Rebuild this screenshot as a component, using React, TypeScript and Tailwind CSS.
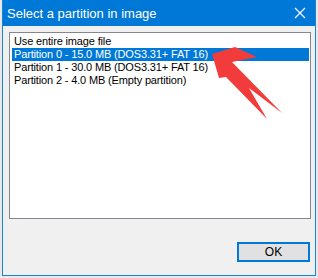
const rows = [
  'Use entire image file',
  'Partition 0 - 15.0 MB (DOS3.31+ FAT 16)',
  'Partition 1 - 30.0 MB (DOS3.31+ FAT 16)',
  'Partition 2 - 4.0 MB (Empty partition)',
]

export default function App() {
  const selected = 1
  return (
    <div className="relative w-[318px] h-[278px] bg-[#e9e9e9] overflow-hidden" style={{ fontFamily: '"Liberation Sans", Arial, sans-serif' }}>
      <div className="ml-[2px] w-[314px] h-[276px] flex flex-col bg-[#f0f0f0] border-x border-b border-[#1883d7]">
        {/* Title bar */}
        <div className="h-[26px] flex items-center justify-between bg-[#0078d7] text-white">
          <span className="pl-[4px] text-[13px] leading-none">Select a partition in image</span>
          <svg width="12" height="12" viewBox="0 0 12 12" className="mr-[9px]" stroke="white" strokeWidth="1.2">
            <path d="M1 1l10 10M11 1L1 11" />
          </svg>
        </div>

        {/* Body */}
        <div className="flex flex-col">
          <div className="mt-[6px] ml-[6px] w-[302px] h-[187px] bg-white border border-[#828790] pl-[2px] pr-[1px] pt-[2px]">
            {rows.map((r, i) => (
              <div
                key={r}
                className={`h-[13px] pl-[2px] text-[11px] leading-[13px] tracking-[-0.15px] whitespace-nowrap ${i === selected ? 'bg-[#0078d7] text-white' : 'text-black'}`}
              >
                {r}
              </div>
            ))}
          </div>

          <div className="flex justify-end pr-[5px] mt-[23px]">
            <button className="w-[73px] h-[20px] border-2 border-[#0078d7] bg-[#e1e1e1] text-[12px] text-black leading-none">
              OK
            </button>
          </div>
        </div>
      </div>

      {/* red arrow annotation */}
      <svg className="absolute left-0 top-0" width="318" height="278" viewBox="0 0 318 278">
        <polygon
          points="212,54 235,47 257,57 232,62 282,113 249,88 267,119 226,77 219,78"
          fill="#f23c3c"
        />
      </svg>
    </div>
  )
}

Task statement ▸
Word for word, quote the full listing, omitting every picture.

The completed task ▸
Rebuild this screenshot as a component, using React, TypeScript and Tailwind CSS.
const rows = [
  'Use entire image file',
  'Partition 0 - 15.0 MB (DOS3.31+ FAT 16)',
  'Partition 1 - 30.0 MB (DOS3.31+ FAT 16)',
  'Partition 2 - 4.0 MB (Empty partition)',
]

export default function App() {
  const selected = 1
  return (
    <div className="relative w-[318px] h-[278px] bg-[#e9e9e9] overflow-hidden" style={{ fontFamily: '"Liberation Sans", Arial, sans-serif' }}>
      <div className="ml-[2px] w-[314px] h-[276px] flex flex-col bg-[#f0f0f0] border-x border-b border-[#1883d7]">
        {/* Title bar */}
        <div className="h-[26px] flex items-center justify-between bg-[#0078d7] text-white">
          <span className="pl-[4px] text-[13px] leading-none">Select a partition in image</span>
          <svg width="12" height="12" viewBox="0 0 12 12" className="mr-[9px]" stroke="white" strokeWidth="1.2">
            <path d="M1 1l10 10M11 1L1 11" />
          </svg>
        </div>

        {/* Body */}
        <div className="flex flex-col">
          <div className="mt-[6px] ml-[6px] w-[302px] h-[187px] bg-white border border-[#828790] pl-[2px] pr-[1px] pt-[2px]">
            {rows.map((r, i) => (
              <div
                key={r}
                className={`h-[13px] pl-[2px] text-[11px] leading-[13px] tracking-[-0.15px] whitespace-nowrap ${i === selected ? 'bg-[#0078d7] text-white' : 'text-black'}`}
              >
                {r}
              </div>
            ))}
          </div>

          <div className="flex justify-end pr-[5px] mt-[23px]">
            <button className="w-[73px] h-[20px] border-2 border-[#0078d7] bg-[#e1e1e1] text-[12px] text-black leading-none">
              OK
            </button>
          </div>
        </div>
      </div>

      {/* red arrow annotation */}
      <svg className="absolute left-0 top-0" width="318" height="278" viewBox="0 0 318 278">
        <polygon
          points="212,54 235,47 257,57 232,62 282,113 249,88 267,119 226,77 219,78"
          fill="#f23c3c"
        />
      </svg>
    </div>
  )
}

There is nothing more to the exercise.